Открылась дверь, выходившая на лестницу из спальни Красина, и дежурная сестра принесла от него записку: Леонид Борисович просил товарищей спеть ему старые революционные песни. Мгновение спустя на лестнице село человек сто мужчин и женщин и начался долгий необычный концерт... Такой, какого я больше никогда в жизни не слышал... Пели «Спускается солнце за степи...», «Пыльной дорогой телега несется...», «Варшавянку», «Красное знамя», «Замучен тяжелой неволей...», «Смело, товарищи, в ногу...» И многие другие...
Иван Майский в годы первой русской революции 1905-1907 годов
Пели не так, как обычно, а с какой-то особенной глубиной и трогательностью, громко и приглушённо в одно и то же время, ибо все знали, что поют для больного человека, для посла и старого революционера, дни которого были сочтены. Хотели доставить ему перед концом хоть небольшую радость и потому не жалели стараний. Раза два осведомлялись, не прекратить ли? Может быть, Леонид Борисович устал? Хочет отдохнуть?.. Но Леонид Борисович присылал в ответ: «Нет, пойте, ещё пойте! Ваше пение меня волнует и вдохновляет!» И товарищи, собравшиеся на лестнице, пели, пели, без конца пели...
Только за полночь певцы стали расходиться, унося навсегда неумирающую память об этом изумительном вечере, который остался в моем сознании как вечер прощания Красина с жизнью. Моя жена - одна из главных запевал на лестнице - возвращалась домой со слезами на глазах...
Навсегда запомнился мне мой визит к Красину за три дня до его смерти. Леонид Борисович лежал, глаза были закрыты, руки вытянуты вдоль тела.
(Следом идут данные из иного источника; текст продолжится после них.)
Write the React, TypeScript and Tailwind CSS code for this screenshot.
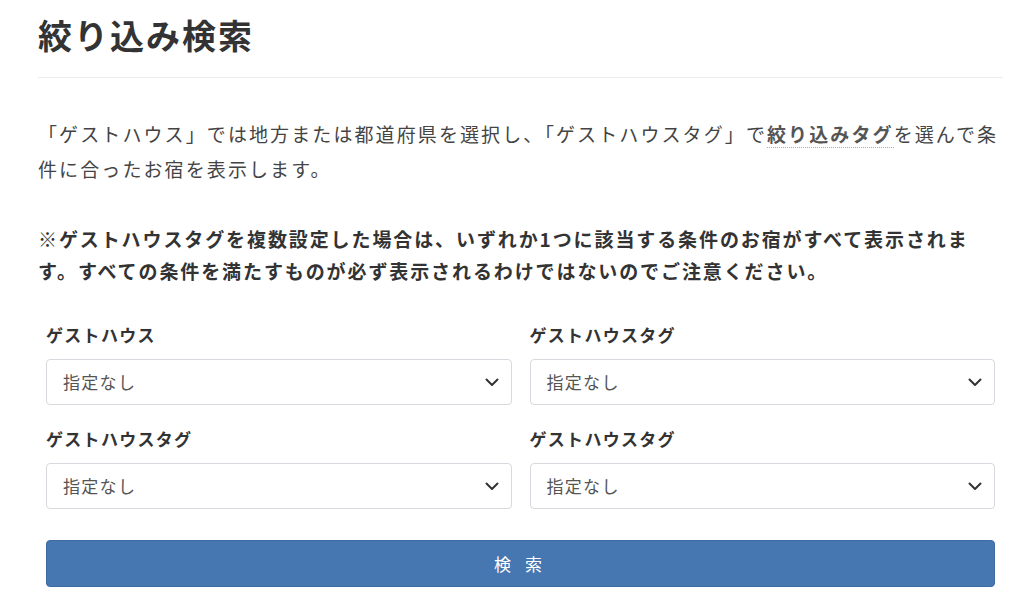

Только лёгкое дыхание, которое можно было слышать, нагнувшись к груди, свидетельствовало о том, что борьба между жизнью и смертью ещё продолжается. Вдруг Красин пошевелился, открыл глаза и, глядя куда-то вверх, вполголоса произнес:
- С болезнью надо бороться твёрдо, упорно, по-большевистски!
Потом этот неожиданный всплеск жизни погас, глаза закрылись, лицо вновь стало неподвижным. Но как характерно: на грани смерти Красин всё ещё думал о борьбе за жизнь!
Три дня спустя, 24 ноября 1926 года, Красина не стало».